6061-T6 is the right starting point for about 70 percent of Boise work: housings, plates, manifolds, and structural brackets. It welds well, anodizes cleanly, and machines predictably, so shops can quote it with confidence. When a customer needs more strength, 7075-T73 steps in at around 73 ksi tensile, making it the choice for jigs, fixtures, and aerospace-grade brackets that see real load. The T73 temper trades a little peak strength for far better stress-corrosion-cracking resistance, which matters for tooling that lives a long life. 2024 shows up when fatigue resistance is the priority, typically aerospace-defense parts moving through Boise's smaller AS9100 shops. It is harder to weld and less corrosion-resistant than 6061, so it is usually clad or anodized. 5052 is the formability specialist: non-heat-treatable, excellent for sheet-metal enclosures, fuel and fluid components, and anything that needs bending without cracking. Knowing which of these four a print actually requires, versus what the designer defaulted to, is where a good Boise supplier adds value before a single chip is cut.

02

Finishing, Tolerances, and Inspection

Most Boise aluminum work lands in the +/-0.005 inch range for general features, tightening to +/-0.001 inch or better on bores, dowel-pin locations, and mating surfaces for semiconductor fixtures. Shops serving Micron-adjacent work often hold flatness on plate to within a few thousandths over a foot, which means stress-relieved 6061 plate (sometimes ordered as cast-tooling-plate like Mic-6) rather than standard rolled stock that can warp after machining. Finishing is where alloy choice pays off. Type II anodizing covers most recreation and consumer parts; Type III hardcoat goes on wear surfaces and tooling. Chromate conversion coating (per MIL-DTL-5541) is common for defense parts that need conductivity plus corrosion protection. On the inspection side, CMM verification, surface-finish checks, and material certs traceable to the mill heat are standard asks. For anodized cosmetic parts, expect a documented color and thickness spec, since anodize quality varies batch to batch and a good shop controls it.

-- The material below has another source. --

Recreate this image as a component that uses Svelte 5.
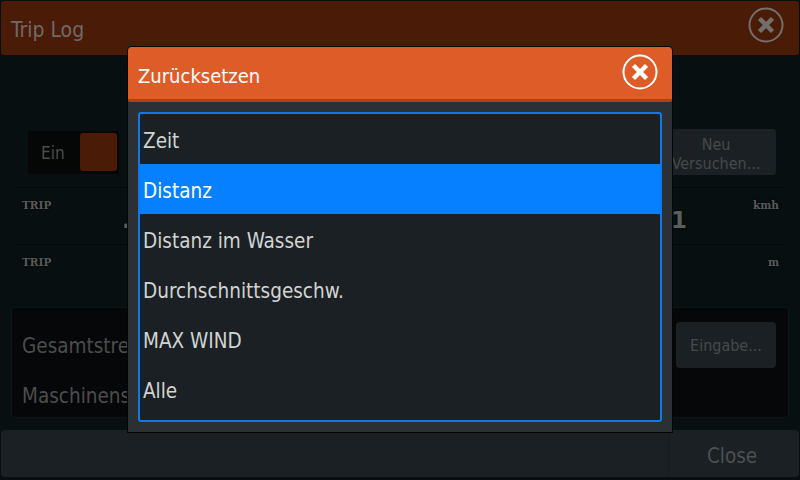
<script>
	const items = ['Zeit', 'Distanz', 'Distanz im Wasser', 'Durchschnittsgeschw.', 'MAX WIND', 'Alle'];
	let selected = $state(1);
</script>

{#snippet closeIcon()}
	<svg class="close-icon" viewBox="0 0 36 36" width="36" height="36">
		<circle cx="18" cy="18" r="16.5" fill="none" stroke="currentColor" stroke-width="2" />
		<path d="M11.5 11.5 24.5 24.5 M24.5 11.5 11.5 24.5" fill="none" stroke="currentColor" stroke-width="4.5" />
	</svg>
{/snippet}

<div class="page">
	<header class="topbar">
		<span class="top-title">Trip Log</span>
		<span class="top-close">{@render closeIcon()}</span>
	</header>

	<main class="content">
		<div class="controls">
			<div class="toggle">
				<span>Ein</span>
				<i></i>
			</div>
			<button class="ghost retry">Neu<br />Versuchen...</button>
		</div>

		<div class="trip-row first">
			<span>TRIP</span>
			<b class="dot">.</b>
			<b class="val">1</b>
			<span>kmh</span>
		</div>
		<div class="trip-row second">
			<span>TRIP</span>
			<span>m</span>
		</div>

		<section class="totals">
			<div class="labels">
				<div>Gesamtstrecke</div>
				<div>Maschinenstunden</div>
			</div>
			<button class="ghost enter">Eingabe...</button>
		</section>
	</main>

	<footer class="bottombar">
		<button class="footer-close">Close</button>
	</footer>
</div>

<div class="dialog">
	<div class="dialog-head">
		<span class="dialog-title">Zurücksetzen</span>
		<span class="dialog-close">{@render closeIcon()}</span>
	</div>
	<div class="dialog-body">
		<ul class="list">
			{#each items as item, i}
				<li class:active={i === selected}>
					<button onclick={() => (selected = i)}>{item}</button>
				</li>
			{/each}
		</ul>
	</div>
</div>

<style>
	:global(body) {
		margin: 0;
		background: #080f10;
	}
	.page {
		width: 800px;
		height: 480px;
		overflow: hidden;
		display: flex;
		flex-direction: column;
		font-family: 'DejaVu Sans', sans-serif;
		font-stretch: condensed;
		color: #4b4d4d;
		background: #080f10;
	}
	button {
		font: inherit;
		border: 0;
		padding: 0;
		cursor: pointer;
	}
	.topbar {
		height: 54px;
		margin: 1px 1px 0;
		padding: 0 15px 0 10px;
		flex: none;
		display: flex;
		align-items: center;
		justify-content: space-between;
		background: #4a1b07;
		border-radius: 3px;
		font-size: 21px;
		color: #6f6a67;
	}
	.top-title {
		margin-top: 3px;
	}
	.top-close {
		display: flex;
		margin-top: -6px;
		color: #736f6b;
	}
	.close-icon {
		display: block;
	}
	.content {
		flex: 1;
		padding: 74px 11px 0;
		display: flex;
		flex-direction: column;
	}
	.controls {
		display: flex;
		justify-content: space-between;
		align-items: center;
		height: 46px;
		padding: 0 13px 0 17px;
	}
	.toggle {
		width: 91px;
		height: 43px;
		box-sizing: border-box;
		padding: 3px 2px;
		display: flex;
		align-items: center;
		justify-content: space-between;
		background: #050606;
		border-radius: 3px;
		font-size: 17px;
		color: #4b4d4d;
	}
	.toggle span {
		padding: 2px 0 0 11px;
	}
	.toggle i {
		width: 37px;
		height: 38px;
		background: #4a1b07;
		border-radius: 3px;
	}
	.ghost {
		background: #1a2023;
		color: #464a4c;
		border-radius: 4px;
		font-size: 16px;
		line-height: 19px;
	}
	.retry {
		width: 120px;
		height: 46px;
		padding-top: 4px;
	}
	.trip-row {
		height: 57px;
		box-sizing: border-box;
		margin: 0 6px;
		padding: 11px 4px 0 5px;
		display: flex;
		justify-content: space-between;
		align-items: flex-start;
		position: relative;
		font: 10.5px 'DejaVu Serif', serif;
		font-weight: 600;
		color: #585a5a;
		text-shadow: 0 0 2px #000;
		border-top: 1px solid #050808;
	}
	.trip-row.first {
		margin-top: 12px;
	}
	.trip-row.second {
		height: 63px;
	}
	.dot,
	.val {
		position: absolute;
		font: bold 23px 'DejaVu Sans', sans-serif;
		color: #5c5e5e;
		top: 19px;
	}
	.dot {
		left: 105px;
	}
	.val {
		left: 654px;
	}
	.totals {
		height: 111px;
		box-sizing: border-box;
		padding: 13px 12px 0 10px;
		display: flex;
		justify-content: space-between;
		align-items: flex-start;
		background: #060708;
		border: 1px solid #0d1517;
		border-radius: 3px;
	}
	.labels {
		font-size: 20.5px;
		line-height: 50px;
		color: #4b4d4d;
	}
	.enter {
		width: 100px;
		height: 46px;
		margin-top: 1px;
	}
	.bottombar {
		height: 47px;
		flex: none;
		margin: 0 1px 3px;
		display: flex;
		justify-content: flex-end;
		background: #1a2023;
		border-radius: 4px;
	}
	.footer-close {
		width: 131px;
		background: transparent;
		border-left: 1px solid #161b1e;
		color: #4c5052;
		font-size: 20.5px;
		padding: 4px 4px 0 0;
	}
	.dialog {
		position: absolute;
		left: 128px;
		top: 47px;
		width: 544px;
		height: 385px;
		display: flex;
		flex-direction: column;
		background: #2a3033;
		border-radius: 4px 4px 0 0;
		box-shadow: 0 0 0 1px #050505;
		font-family: 'DejaVu Sans', sans-serif;
		font-stretch: condensed;
	}
	.dialog-head {
		height: 55px;
		flex: none;
		box-sizing: border-box;
		padding: 0 14px 4px 10px;
		display: flex;
		align-items: center;
		justify-content: space-between;
		background: #de5c28;
		border-bottom: 3px solid #a8441d;
		border-radius: 4px 4px 2px 2px;
		color: #fff;
		font-size: 20px;
	}
	.dialog-title {
		margin-top: 10px;
	}
	.dialog-close {
		display: flex;
		margin-top: 2px;
	}
	.dialog-body {
		flex: 1;
		padding: 10px 10px 10px;
		display: flex;
	}
	.list {
		flex: 1;
		list-style: none;
		margin: 0;
		padding: 0;
		box-sizing: border-box;
		background: #1a2023;
		border: 2px solid #0f79e6;
		border-radius: 3px;
		overflow: hidden;
	}
	.list li {
		height: 50px;
	}
	.list button {
		width: 100%;
		height: 100%;
		padding: 3px 3px 0 3px;
		text-align: left;
		background: transparent;
		color: #d2d4d4;
		font-size: 20.5px;
	}
	.list li.active button {
		background: #0680fe;
		color: #fff;
	}
</style>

Frequently Asked Questions

For most semiconductor handling and metrology fixtures, 6061-T6 is the default and best-value choice. It is non-magnetic, dimensionally stable, and machines to tight tolerances cleanly, which matters when you are holding +/-0.001 inch on locating features. If the part is large and flatness is critical, ask your Boise supplier for stress-relieved cast tooling plate (Mic-6 / ATP-5) instead of standard rolled 6061, because rolled plate can release internal stress during machining and warp out of tolerance. For high-load fixtures that see repeated clamping or impact, step up to 7075-T73, which nearly doubles the yield strength while resisting stress-corrosion cracking. Finish-wise, Type III hardcoat anodize is common on wear surfaces, and chromate conversion coating is used where you need surface conductivity. Always request mill certs traceable to the heat lot, especially if the fixture touches process-critical product.
Most Boise CNC shops machine in-house and partner with regional anodizing lines rather than running their own anodize tanks, so the shop manages the finishing logistics for you under one PO. The Treasure Valley has enough plating and anodizing capacity to support Type II decorative, Type III hardcoat, and chromate conversion within typical lead times. When you request a quote, specify the anodize type, color, and thickness up front, because that drives masking, racking, and tolerance compensation, anodize adds thickness (roughly 0.0005 to 0.002 inch on hardcoat per surface) that the shop must account for on close-tolerance bores. The advantage of letting one Boise shop own machining plus finishing is single-point accountability: if a cosmetic part comes back with anodize blemishes or a mismatched color batch, you have one vendor to resolve it rather than a finger-pointing match between machinist and finisher.
The short answer is strength versus economy. 6061-T6 runs around 45 ksi tensile and 40 ksi yield, welds and anodizes beautifully, and costs noticeably less, so it handles the majority of housings, plates, and brackets. 7075-T73 runs around 73 ksi tensile, making it the choice when a part is load-bearing, fatigue-stressed, or a precision fixture that cannot flex. The trade-offs: 7075 is not readily weldable, it is more expensive, and standard 7075-T6 is prone to stress-corrosion cracking, which is why the T73 temper (slightly lower strength, far better SCC resistance) is preferred for tooling that lives for years. For Boise's recreation OEMs, 6061 covers most frame and hardware needs; for aerospace-defense brackets and heavy-duty jigs, 7075-T73 is worth the premium. A good supplier will tell you when a print over-specifies 7075 for a part that 6061 would serve fine.
Yes. 5052 is a staple for sheet-metal enclosures, fluid components, and formed brackets, and Boise-area metal suppliers and fab shops typically stock it in common gauges from roughly 0.040 to 0.125 inch. Its strength comes from the non-heat-treatable magnesium alloying, which gives it excellent corrosion resistance (it was originally developed for marine use) and outstanding formability, so it bends to tight radii without cracking, unlike 6061 which can split on sharp bends. That makes 5052 the right pick for chassis, brackets, and panels that need forming, welding, and a clean painted or powder-coated finish. If your enclosure needs to be machined more than formed, or needs higher strength, 6061 may be the better base, but for sheet-metal work with bends, request 5052-H32. Lead times on stocked gauges are usually short; non-standard thicknesses or large sheet sizes may require a mill order.
Flatness problems almost always trace back to residual stress in the raw material, not the machinist. Standard rolled or extruded aluminum carries internal stresses from manufacturing; when you remove material asymmetrically, those stresses redistribute and the part bows or twists, sometimes days after machining. To avoid it on Boise jobs, specify stress-relieved cast tooling plate (Mic-6, ATP-5, or K100-S) for any large flat part, plate, baseplate, or optical fixture, because it is cast and stress-relieved to be dimensionally stable. For parts machined from standard stock, ask the shop to rough machine, then stress-relieve or let the part normalize before finishing critical surfaces, and to balance material removal across both faces where possible. Confirm flatness expectations in the print (for example, 0.002 inch over 12 inches) so the shop quotes the right process. CMM or surface-plate verification before shipment gives you documented proof the part met spec when it left.